Tips for Securing the Best Classic Car Loan
To maximize your chances of approval and secure favorable terms, follow these strategic tips:
1. Know Your Budget Beyond the Purchase Price
Financing a classic car involves more than just the sticker price. Factor in immediate costs:
- Transportation: Shipping the vehicle from the seller.
- Initial Servicing: Vintage cars almost always require immediate mechanical attention.
- Insurance Premiums: Collector car insurance can be substantial.
- Taxes and Title Fees.
Ensure your loan amount covers these necessary initial expenses, or have liquid funds available to cover them separately.
2. Build a Relationship with a Specialist Lender
If you plan on owning multiple collector vehicles over time, cultivate a relationship with a lender who focuses exclusively on this market. These lenders are more likely to offer competitive rates and streamlined processes for repeat customers.
3. Consider a Higher Down Payment
While some specialized loans allow lower down payments, putting down 20% or more significantly reduces the lender’s risk. A lower LTV ratio often translates directly into a lower interest rate and potentially faster approval.
4. Prepare for a Longer Closing Time
Financing a modern car might take a few days. Financing a classic car, due to the required appraisal, title verification, and specialized insurance setup, can easily take three to six weeks.

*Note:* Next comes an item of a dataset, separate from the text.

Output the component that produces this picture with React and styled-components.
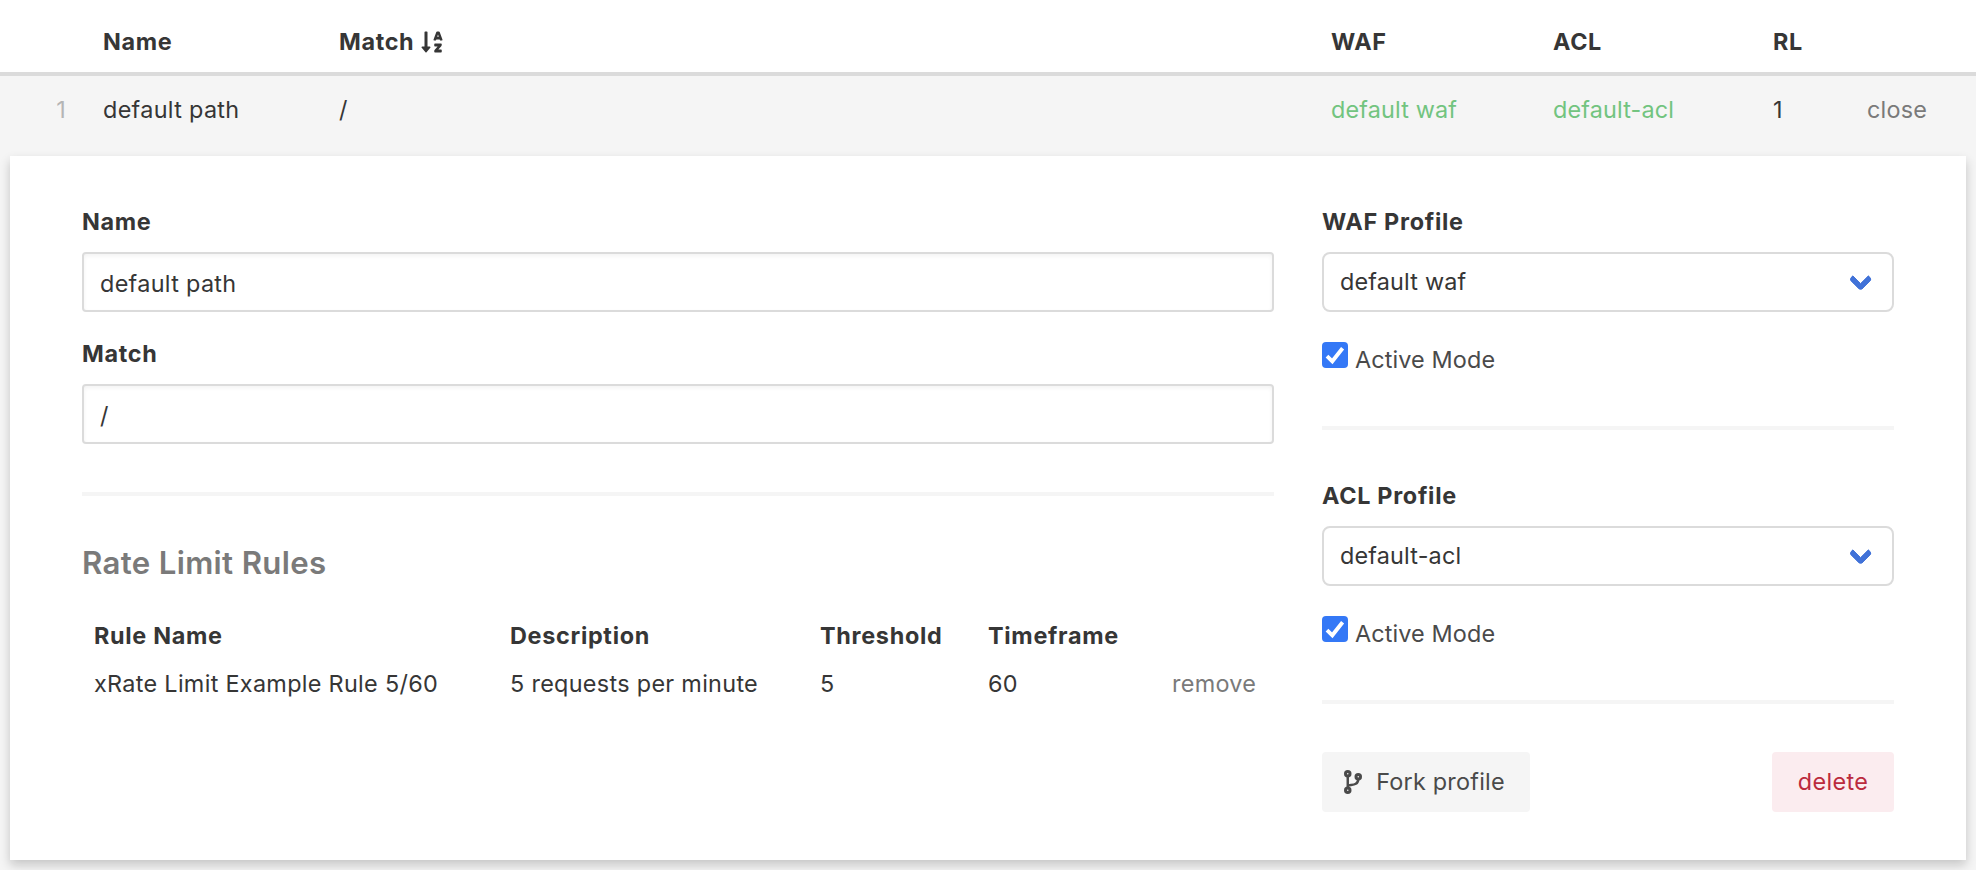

Plan your purchase timeline accordingly, especially if the seller is eager to move the vehicle quickly.
Conclusion
Financing a classic or collector car is an exciting step toward automotive ownership, but it requires a different financial strategy than buying a daily driver. By understanding the specialized nature of collector car valuation, seeking out dedicated financing institutions, and diligently preparing comprehensive documentation—especially a professional appraisal and agreed-upon value insurance—enthusiasts can successfully bridge the gap between dream and driveway. With the right preparation, your piece of automotive history is well within reach.